Outside the museum and also in the cavernous entrance hall there are glass floors with views of the excavations that were discovered during the construction of the building and contributed to the delays and then there is a steady incline through seven centuries of history and impressive well set out displays along a generously wide gallery that provides sufficient space for everyone to stop and enjoy the exhibits without feeling hurried or under pressure to move on. Moving on to the second floor there are two galleries that I have to say I did not find so well set out and involved a rambling walk through a succession of exhibits that was not helped by the absence of a simple floor plan guide to help guide the visitor through and having finished with the second floor I then had to double back to get to the third and the Parthenon Gallery having avoided the inevitable over priced café terrace and shop on the way.


After an hour passing through centuries of ancient Greece I finally arrived at the top floor Gallery, which is designed to eventually hold and display all of the Parthenon sculptures but for the time being has only about 50% of the originals and the rest are plaster casts made from (and controversially paid for) of the remaining treasures temporarily remaining in London. It is truly impressive and with the Acropolis Hill and the Parthenon looming up outside I can only explain it rather inadequately as a memorable experience. The top floor is designed to provide a full 360º panoramic of the building and how the sculptures would have looked when they were originally commissioned and sculptured in the fifth century BC.

Today, the Greek Government, and most of the Greek people, would rather like the sculptures back but have recently turned down a British Museum offer to give the Marbles to the Acropolis Museum on a loan basis for just three months. The Culture Minister Antonis Samonis explained that “The government, as any other Greek government would have done in its place, is obliged to turn down the offer. This is because accepting it would legalise the snatching of the Marbles and the monument’s carving-up 207 years ago,”. On the whole I am inclined to agree with this and believe that the place for the sculptures are in Athens and not London but this is a complicated debate that cannot be rushed and a few more years sorting it out is hardly going to matter.

I really liked the Museum but what I didn’t like especially was the demonising of Lord Elgin and the unnecessary nationalist, provocative and belligerent anti-English sentiment attached to the explanations and the video commentary because I consider that offensive as an English visitor and it made me feel slightly uncomfortable and unwelcome. The descriptions of Elgin as a looter and a pirate seemed especially designed to stimulate a reaction from visitors from the USA who were encouraged to gasp in awe that an Englishmen could have done such terrible things. I know that a lot of what should be in Athens is in London but let’s not forget that there is also bits of it in the Musée du Louvre, Paris, the Vatican Museums in Rome, the National Museum, Copenhagen, the Kunsthistorisches Museum, Vienna, the University Museum, Würzburg and the Glyptothek in Munich all of which seems to have been conveniently ignored.

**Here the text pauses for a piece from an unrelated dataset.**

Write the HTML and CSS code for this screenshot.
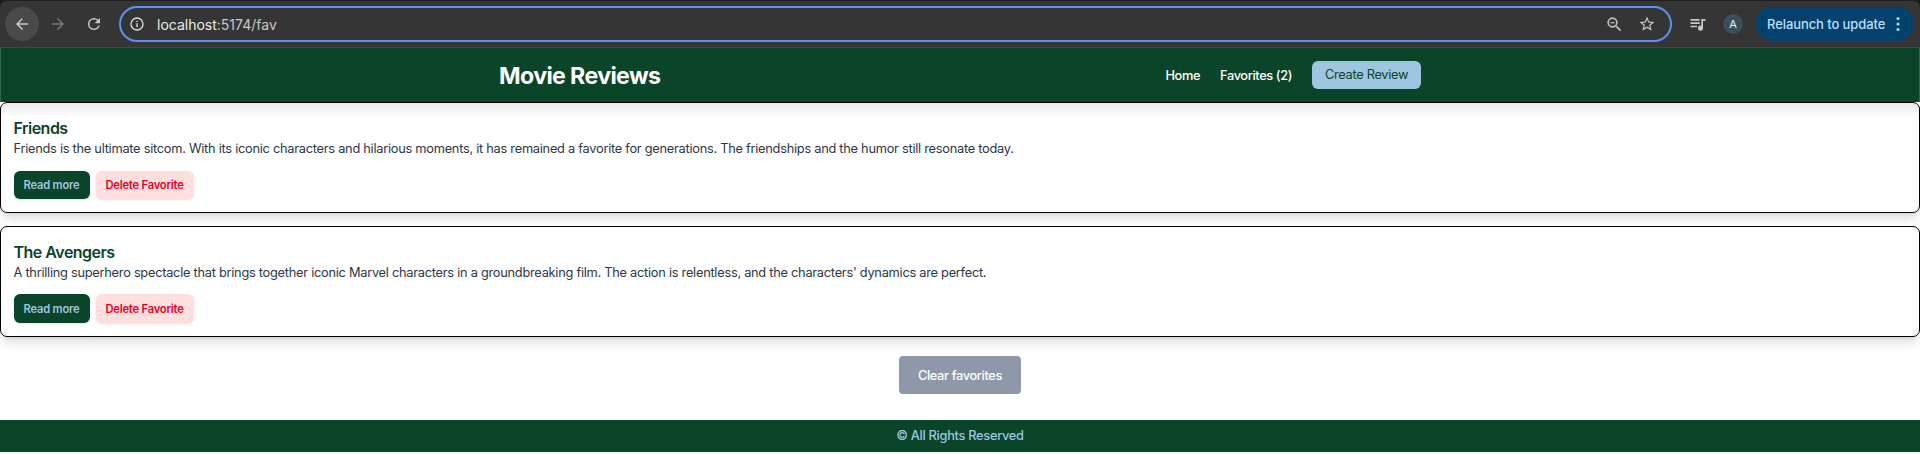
FILE: index.html
```html
<!DOCTYPE html>
<html lang="en">
<head>
<meta charset="utf-8">
<title>Movie Reviews</title>
<link rel="stylesheet" href="styles.css">
</head>
<body>
<div class="chrome"><div class="toolbar">
  <span class="nav-btn nav-back"><svg width="18" height="18" viewBox="0 0 24 24" fill="#c7c7c7"><path d="M20 11H7.830l4.880-4.880L12 4l-8 8 8 8 1.410-1.410L7.830 13H20z"/></svg></span>
  <span class="nav-btn"><svg width="18" height="18" viewBox="0 0 24 24" fill="#777"><path d="M4 11h12.170l-5.590-5.590L12 4l8 8-8 8-1.410-1.410L16.170 13H4z"/></svg></span>
  <span class="nav-btn"><svg width="18" height="18" viewBox="0 0 24 24" fill="#c7c7c7"><path d="M17.650 6.350A7.960 7.960 0 0 0 12 4a8 8 0 1 0 7.730 10h-2.080A6 6 0 1 1 12 6c1.660 0 3.140.69 4.220 1.780L13 11h7V4z"/></svg></span>
  <div class="omnibox">
    <svg width="16" height="16" viewBox="0 0 24 24" fill="#dcdcdc"><path d="M11 7h2v2h-2zm0 4h2v6h-2zm1-9a10 10 0 1 0 0 20 10 10 0 0 0 0-20zm0 18a8 8 0 1 1 0-16 8 8 0 0 1 0 16z"/></svg>
    <span class="url"><b class="host">localhost</b>:5174/fav</span>
    <svg class="search" width="19" height="19" viewBox="0 0 24 24" fill="#c0c0c0"><path d="M15.500 14h-.79l-.28-.27A6.500 6.500 0 1 0 13.730 14.430l.27.28v.79l5 4.990L20.490 19zm-6 0a4.500 4.500 0 1 1 0-9 4.500 4.500 0 0 1 0 9zM7 8.700h5v1.600H7z"/></svg>
    <svg width="18" height="18" viewBox="0 0 24 24" fill="#c7c7c7"><path d="M22 9.240l-7.190-.62L12 2 9.190 8.630 2 9.240l5.460 4.730L5.820 21 12 17.270 18.180 21l-1.630-7.030zM12 15.400l-3.760 2.270 1-4.280-3.320-2.880 4.380-.38L12 6.100l1.710 4.040 4.380.38-3.320 2.880 1 4.280z"/></svg>
  </div>
  <svg class="queue" width="20" height="20" viewBox="0 0 24 24" fill="#c7c7c7"><path d="M14 6H3v2h11zm0 4H3v2h11zM3 16h8v-2H3zM16 6v8.180A3 3 0 1 0 18 17V8h3V6z"/></svg>
  <span class="avatar">A</span>
  <div class="relaunch"><span class="relaunch-text">Relaunch to update</span><svg width="4" height="16" viewBox="0 0 4 16" fill="#a8d4fb"><circle cx="2" cy="2.500" r="1.600"/><circle cx="2" cy="8" r="1.600"/><circle cx="2" cy="13.500" r="1.600"/></svg></div>
</div></div>
<header class="header">
  <h1 class="brand">Movie Reviews</h1>
  <nav class="links">
    <a class="home">Home</a>
    <a class="favs">Favorites (2)</a>
    <a class="create">Create Review</a>
  </nav>
</header>
<main class="list">
  <article class="card">
    <h2 class="card-title">Friends</h2>
    <p class="card-text">Friends is the ultimate sitcom. With its iconic characters and hilarious moments, it has remained a favorite for generations. The friendships and the humor still resonate today.</p>
    <div class="actions"><button class="btn read">Read more</button><button class="btn delete">Delete Favorite</button></div>
  </article>
  <article class="card">
    <h2 class="card-title">The Avengers</h2>
    <p class="card-text">A thrilling superhero spectacle that brings together iconic Marvel characters in a groundbreaking film. The action is relentless, and the characters' dynamics are perfect.</p>
    <div class="actions"><button class="btn read">Read more</button><button class="btn delete">Delete Favorite</button></div>
  </article>
  <button class="clear">Clear favorites</button>
</main>
<footer class="footer"><span>© All Rights Reserved</span></footer>
</body>
</html>
```
FILE: styles.css
```css
* { box-sizing: border-box; margin: 0; }
body { font-family: Inter, "Liberation Sans", sans-serif; background: #fff; height: 454px; overflow: hidden; white-space: nowrap; }
svg { display: block; flex: none; }
button { font-family: inherit; border: 0; padding: 0; }

.chrome { background: #1f1f1f; padding-top: 1px; }
.toolbar { height: 47px; background: #353535; border-bottom: 1px solid #454545; border-radius: 7px 7px 0 0; display: flex; align-items: center; padding: 0 6px 0 5px; }
.nav-btn { width: 34px; height: 34px; border-radius: 50%; display: flex; align-items: center; justify-content: center; margin-right: 2px; flex: none; }
.nav-back { background: #4a4a4a; }
.omnibox { width: 1553px; flex: none; height: 36px; margin-left: 6px; border: 2px solid #5b93f0; border-radius: 18px; display: flex; align-items: center; padding: 0 14px 0 8px; }
.url { margin-left: 12px; font-size: 14px; color: #c7c7c7; }
.host { font-weight: 400; color: #ececec; }
.search { margin-left: auto; margin-right: 14px; }
.queue { margin-left: 16px; }
.avatar { width: 20px; height: 20px; margin-left: 15px; border-radius: 50%; background: #3b4f5a; color: #e4eef3; font-size: 11px; line-height: 20px; text-align: center; }
.relaunch { width: 159px; height: 34px; margin-left: 12px; border-radius: 17px; background: #04416d; color: #b9dffc; display: flex; align-items: center; justify-content: space-between; padding: 0 14px 0 12px; font-size: 13px; font-weight: 500; letter-spacing: -.08px; }

.header { height: 54px; background: #0a4429; border: solid #35664f; border-width: 0 1px; display: flex; align-items: center; justify-content: space-between; padding: 0 498px; }
.brand { padding-top: 1px; font-size: 23.200px; font-weight: 700; letter-spacing: -.63px; color: #fff; }
.links { display: flex; align-items: center; font-size: 12.800px; font-weight: 500; letter-spacing: -.38px; color: #fff; }
.home, .favs { padding-top: 1px; }
.favs { margin-left: 20px; }
.create { width: 109px; height: 28px; margin-left: 20px; border-radius: 6px; background: #9ec6e0; color: #0a4429; font-weight: 400; letter-spacing: -.3px; line-height: 27px; text-align: center; }

.list { height: 318px; display: flex; flex-direction: column; }
.card { height: 111px; margin-bottom: 13px; padding: 15px 13px 0 12.500px; border: 1px solid #000; border-radius: 7px; box-shadow: 0 8px 12px -2px rgba(0, 0, 0, .12), 0 3px 5px -3px rgba(0, 0, 0, .12); }
.card:first-child { background: linear-gradient(#ececec, #fff 16px); }
.card-title { font-size: 16px; line-height: 20px; font-weight: 600; letter-spacing: -.52px; color: #0a4429; }
.card-text { font-size: 12.800px; line-height: 22px; letter-spacing: -.262px; color: #2d3748; }
.actions { display: flex; gap: 6px; margin-top: 11px; }
.btn { height: 28px; border-radius: 6px; font-size: 11.200px; font-weight: 600; letter-spacing: -.2px; box-shadow: 0 1px 2px rgba(0, 0, 0, .12); }
.card + .card .card-text { line-height: 21px; }
.card + .card .btn { height: 29px; }
.read { width: 76px; background: #0a4429; color: #9ec6e0; }
.delete { width: 98px; background: #ffdede; color: #e6001f; }
.clear { width: 122px; height: 38px; margin: 6px auto 0; border-radius: 4px; background: #8f98a8; color: #fff; font-size: 12.800px; font-weight: 500; letter-spacing: -.35px; }
.footer { height: 32px; background: #0a4429; color: #9ec6e0; font-size: 12.800px; font-weight: 500; letter-spacing: -.29px; line-height: 31px; text-align: center; }
```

There are many factors to take into consideration. We do not know if Elgin's actions were legal at the time but he had certainly obtained from the Turkish authorities, then in control of Athens, permission to work on the Acropolis and it seems that he had a genuine interest in archaeology and the preservation of the past. What shouldn’t be forgotten is that when Elgin removed the sculpture from the Parthenon, the building was in a very sorry state indeed and this is expediently omitted from the commentary and the otherwise excellent interpretation. From the fifth century BC to the seventeenth century AD, it had been in continuous use. It was built as a Greek temple, was later converted into a Christian church, and finally, with the coming of Turkish rule over Greece in the fifteenth century, it was converted into a mosque.

Although we think of it primarily as a pagan temple, its history as church and mosque was an even longer one, and no less distinguished. It was, as one British traveller put it in the mid seventeenth century, 'the finest mosque in the world' but all that changed in 1687 when, during fighting between Venetians and Turks, a Venetian cannonball hit the building, which was inappropriately being used as a temporary a gunpowder store and approximately three hundred women and children were amongst those killed, and the building itself was devastated. By 1800 a small replacement mosque had been erected inside the shell, while the surviving fabric and sculpture was suffering the predictable fate of many ancient ruins.

Elgin might be the bad guy in the eyes of the Greeks but what the Acropolis museum conveniently fails to mention is that at the time he removed the sculptures the local population was using it as a convenient quarry and a great deal of the original sculptures and the basic building blocks of the temple itself, were being reused for new local housing or simply being ground down for mortar. Whatever Elgin's motives for removing the sculptures there is no doubt at all that he saved them from possible even worse damage and without his intervention we might not be even having the ‘Elgin Marbles’ debate at all. I would urge visitors to think about that especially the indignant American who I overheard saying that he planned to write to the British Government with his ill informed opinions! It is important to put things into historical context. Two hundred years ago there was no UNESCO and this wasn’t like turning up in Washington DC and removing the Lincoln Memorial and just carting it away because two hundred years ago very few people actually gave a damn!

Yes the sculptures should be returned to Athens but let’s please acknowledge Elgin’s important role in having saved these precious artefacts for posterity and for the World. The man was not a villain!

1 comment:

DL said...

You missed out on the Acropolis Museum Cafe - it is fabulous, and very reasonably priced. And what a view while you sip a glass of wine with a lovely sandwich crafted from greek delicacies, all named and sourced.